Nonmodel-based framework for rapid seismic risk and loss assessment of instrumented steel buildings

Abstract

This paper proposes a nonmodel-based framework for estimating story-based engineering demand parameters (EDPs) in instrumented steel frame buildings with steel moment-resisting frames (MRFs). The proposed framework utilizes a wavelet-based damage-sensitive feature and basic building geometric information to infer the building damage state at a given seismic intensity. The story-based EDPs are predicted with a reasonable accuracy compared to those predicted from rigorous nonlinear response history analyses that typically require the explicit use of a nonlinear building model. The efficiency of the proposed framework is demonstrated through a number of illustrative examples including actual instrumented steel frame buildings that experienced the 1994 Northridge earthquake in Los Angeles.

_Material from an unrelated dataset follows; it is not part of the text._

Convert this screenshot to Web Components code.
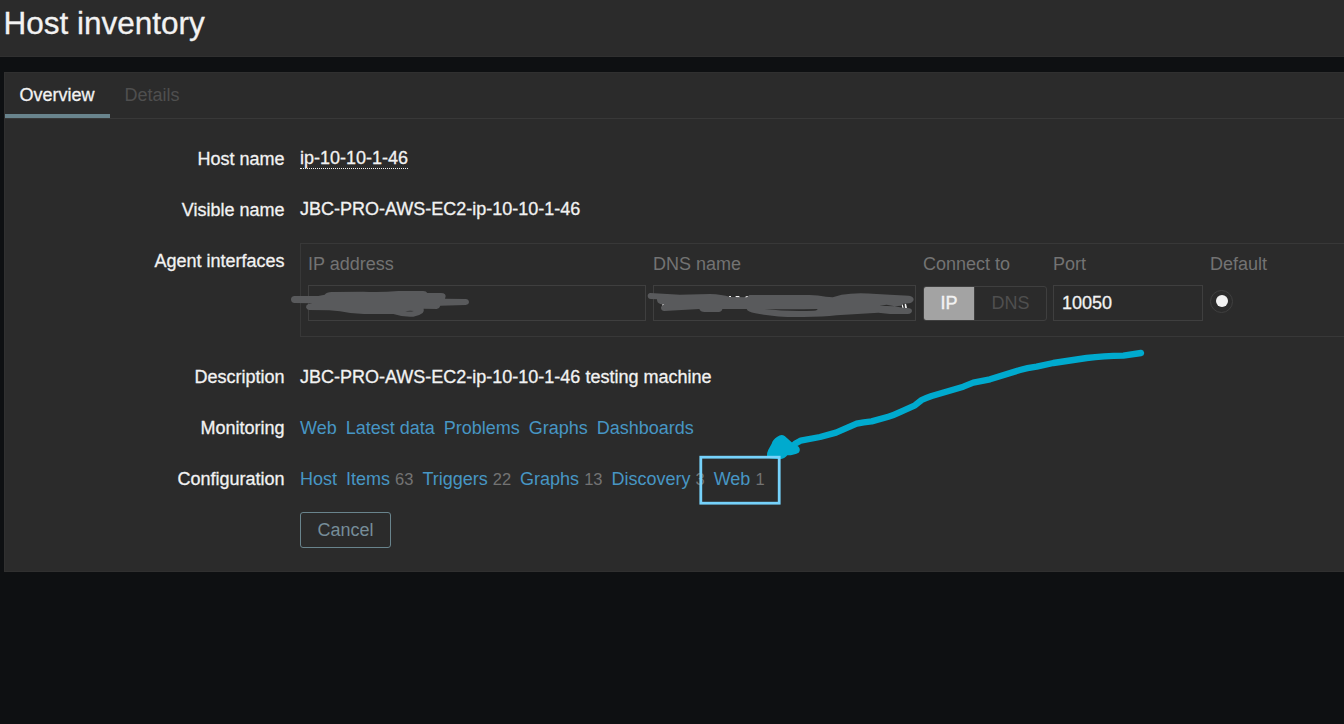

It is shown that if the building content is known the proposed framework can facilitate building-specific seismic risk and loss assessment within minutes after an earthquake provided that the recorded floor absolute acceleration histories at discrete locations along the height of the building are accessible. The nonmodel-based framework is also extended at the city-scale through the development of generalized earthquake-induced damage and loss maps for the same earthquake event. The same framework can facilitate the decision-making for effective pre-disaster measures for earthquake disaster risk management of building assets.